(Entries with page source code)
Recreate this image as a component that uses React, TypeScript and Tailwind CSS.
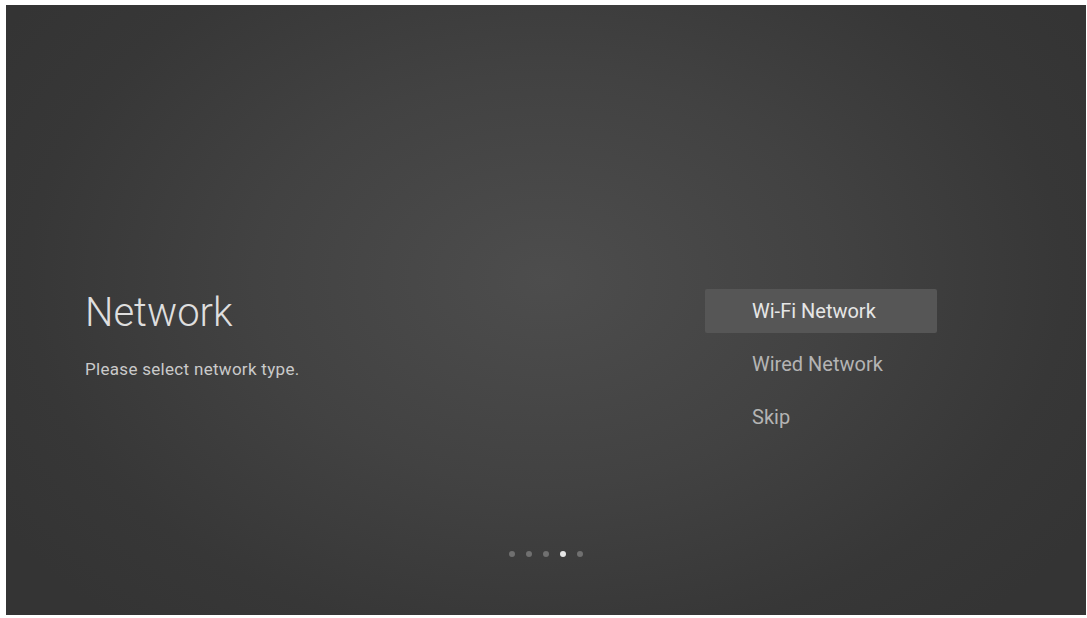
export default function App() {
  const items = ["Wi-Fi Network", "Wired Network", "Skip"];
  const dots = [false, false, false, true, false];
  return (
    <div className="h-[618px] w-full bg-white pl-[6px] pt-[5px]" style={{ fontFamily: "Roboto, 'Noto Sans', sans-serif" }}>
      <div className="flex h-[610px] w-[1080px] flex-col bg-[radial-gradient(ellipse_60%_75%_at_50%_45%,#4d4d4d_0%,#424242_45%,#373737_80%,#343434_100%)]">
        <div className="flex pt-[284px]">
          <div className="ml-[79px] mt-[4px] flex flex-col">
            <div className="text-[40px] font-light leading-[40px] text-[#dedede]">Network</div>
            <div className="mt-[28px] text-[17px] leading-[17px] tracking-[0.3px] text-[#cacaca]">Please select network type.</div>
          </div>
          <div className="ml-auto mr-[149px] flex w-[232px] flex-col gap-[9px]">
            {items.map((t, i) => (
              <div
                key={t}
                className={
                  i === 0
                    ? "flex h-[44px] items-center rounded-[2px] bg-[#565656] pl-[47px] text-[20px] leading-[20px] text-[#e6e6e6]"
                    : "flex h-[44px] items-center pl-[47px] text-[20px] leading-[20px] text-[#b4b4b4]"
                }
              >
                {t}
              </div>
            ))}
          </div>
        </div>
        <div className="mt-auto flex justify-center gap-[11px] pb-[58px]">
          {dots.map((a, i) => (
            <div key={i} className={a ? "h-[6px] w-[6px] rounded-full bg-[#e6e6e6]" : "h-[6px] w-[6px] rounded-full bg-[#707070]"} />
          ))}
        </div>
      </div>
    </div>
  );
}
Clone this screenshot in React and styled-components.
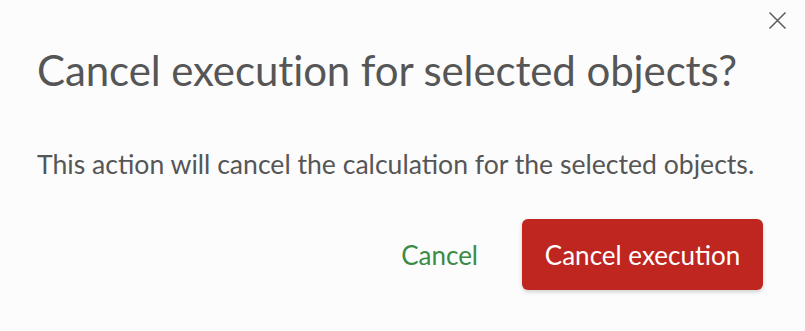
import React from 'react';
import styled, { createGlobalStyle } from 'styled-components';

const GlobalStyle = createGlobalStyle`
  html, body {
    margin: 0;
    padding: 0;
    background: #fcfcfd;
  }
  body {
    font-family: Lato, "Open Sans", sans-serif;
  }
`;

const Dialog = styled.div`
  position: relative;
  box-sizing: border-box;
  width: 805px;
  height: 331px;
  padding: 42px 42px 0 37px;
  background: #fcfcfd;
  display: flex;
  flex-direction: column;
`;

const CloseButton = styled.button`
  position: absolute;
  top: 8px;
  right: 16px;
  width: 24px;
  height: 24px;
  padding: 0;
  border: 0;
  background: none;
  cursor: pointer;
  display: flex;
  align-items: center;
  justify-content: center;
`;

const Title = styled.h2`
  margin: 0;
  font-size: 42px;
  font-weight: 400;
  line-height: 56px;
  color: #565656;
  letter-spacing: -0.1px;
  white-space: nowrap;
`;

const Text = styled.p`
  margin: 49px 0 0;
  font-size: 26.6px;
  line-height: 34px;
  color: #565656;
  white-space: nowrap;
`;

const Footer = styled.div`
  display: flex;
  justify-content: flex-end;
  align-items: center;
  gap: 44px;
  margin-top: 38px;
`;

const LinkButton = styled.button`
  border: 0;
  background: none;
  padding: 0;
  font-family: inherit;
  font-size: 26px;
  color: #3a8b46;
  cursor: pointer;
`;

const PrimaryButton = styled.button`
  box-sizing: border-box;
  width: 241px;
  height: 71px;
  border: 0;
  border-radius: 6px;
  background: #be261f;
  color: #ffffff;
  font-family: inherit;
  font-size: 26px;
  box-shadow: 0 2px 4px rgba(0, 0, 0, 0.18);
  cursor: pointer;
`;

const CloseIcon = () => (
  <svg width="19" height="19" viewBox="0 0 19 19" fill="none">
    <path d="M1.5 1.5 L17.5 17.5 M17.5 1.5 L1.5 17.5" stroke="#5f5f5f" strokeWidth="1.6" />
  </svg>
);

const App = () => (
  <>
    <GlobalStyle />
    <Dialog>
      <CloseButton aria-label="Close">
        <CloseIcon />
      </CloseButton>
      <Title>Cancel execution for selected objects?</Title>
      <Text>This action will cancel the calculation for the selected objects.</Text>
      <Footer>
        <LinkButton>Cancel</LinkButton>
        <PrimaryButton>Cancel execution</PrimaryButton>
      </Footer>
    </Dialog>
  </>
);

export default App;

STATED GOAL:
Extract all lines that hold the word "React".

EXERCISE RESPONSE:
Recreate this image as a component that uses React, TypeScript and Tailwind CSS.
Clone this screenshot in React and styled-components.
import React from 'react';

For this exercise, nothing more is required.